Em “delírios II” entramos num território mais experimental. A estrutura foge ao convencional, a produção é fragmentada e a letra mergulha a fundo no caos mental. Esta faixa é desconfortável, mas é suposto ser. Estamos a assistir a uma espécie de colapso controlado, um delírio que nunca perde a mão firme da produção. O fecho do álbum é quase um renascimento. Depois de atravessar tantas sombras, “outro lado” abre uma janela. A batida é mais suave, a melodia mais luminosa e as palavras falam de passagem, de atravessar, de chegar. Não é uma conclusão fácil, mas é uma promessa.
santos da minha mente é importante não apenas pelo som, mas pelo gesto. Pela coragem de não seguir fórmulas fáceis. Pela recusa de suavizar a mensagem para caber em rádios, em playlists e em algoritmos. Quando uma mulher produz, escreve, interpreta, constrói, grava e lança, não está apenas a fazer arte – está a romper com uma cadeia longa de silêncios impostos, de portas fechadas e de lugares pré-definidos. Quando são duas mulheres, então, que se unem para criar algo tão coeso, tão poderoso e tão livre como santos da minha mente, não estão só a fazer um álbum, estão a abrir uma clareira para outras passarem.
No presente, este álbum já é uma afirmação. No futuro, poderá ser visto como uma semente. Talvez daqui a uns anos, quando olharmos para trás, possamos reconhecer santos da minha mente como um daqueles pontos de viragem: um momento em que duas mulheres mostraram que o underground português podia ser mais vasto, mais feminino e mais arrojado.
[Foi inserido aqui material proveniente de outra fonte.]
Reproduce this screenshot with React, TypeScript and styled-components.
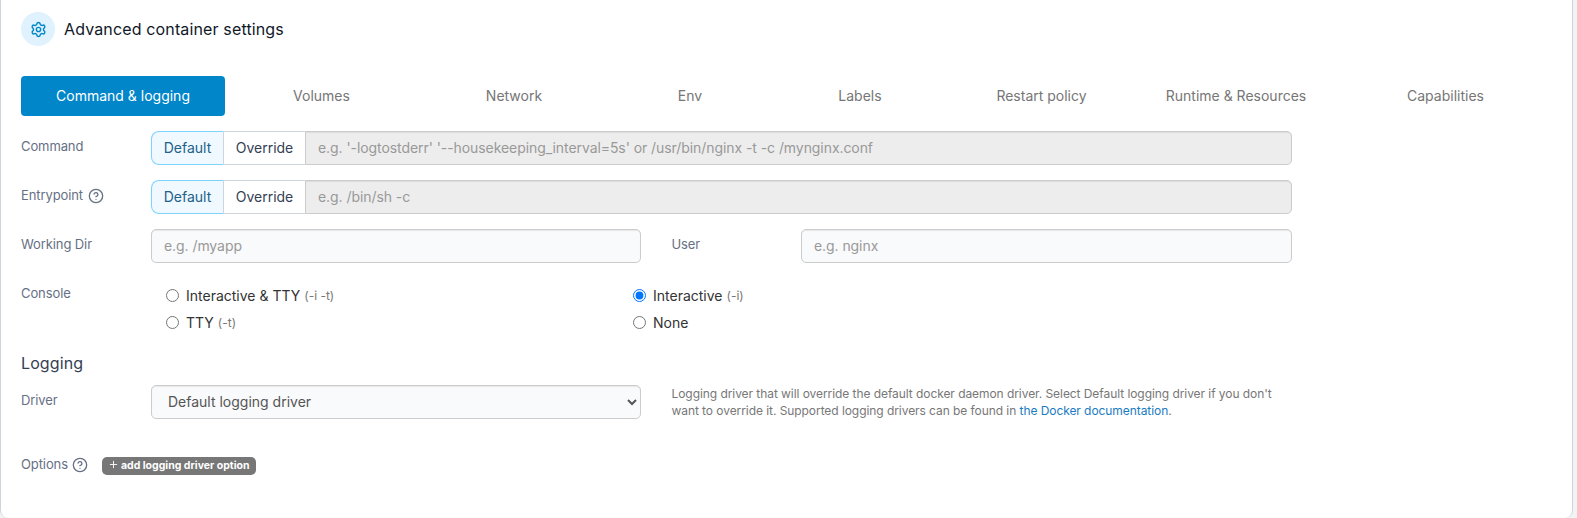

Um momento em que, sem pedir licença, elas construíram o seu altar e convidaram-nos a ajoelhar, não em submissão, mas em reconhecimento.
Porque no fundo, o que as redoma nos lembram é simples, mas urgente: o lugar das mulheres na música não precisa ser criado. Ele já existe. É uma questão de quem tem coragem para ocupá-lo, e aqui, Carolina e Joana fazem isso com uma força que não pede desculpa.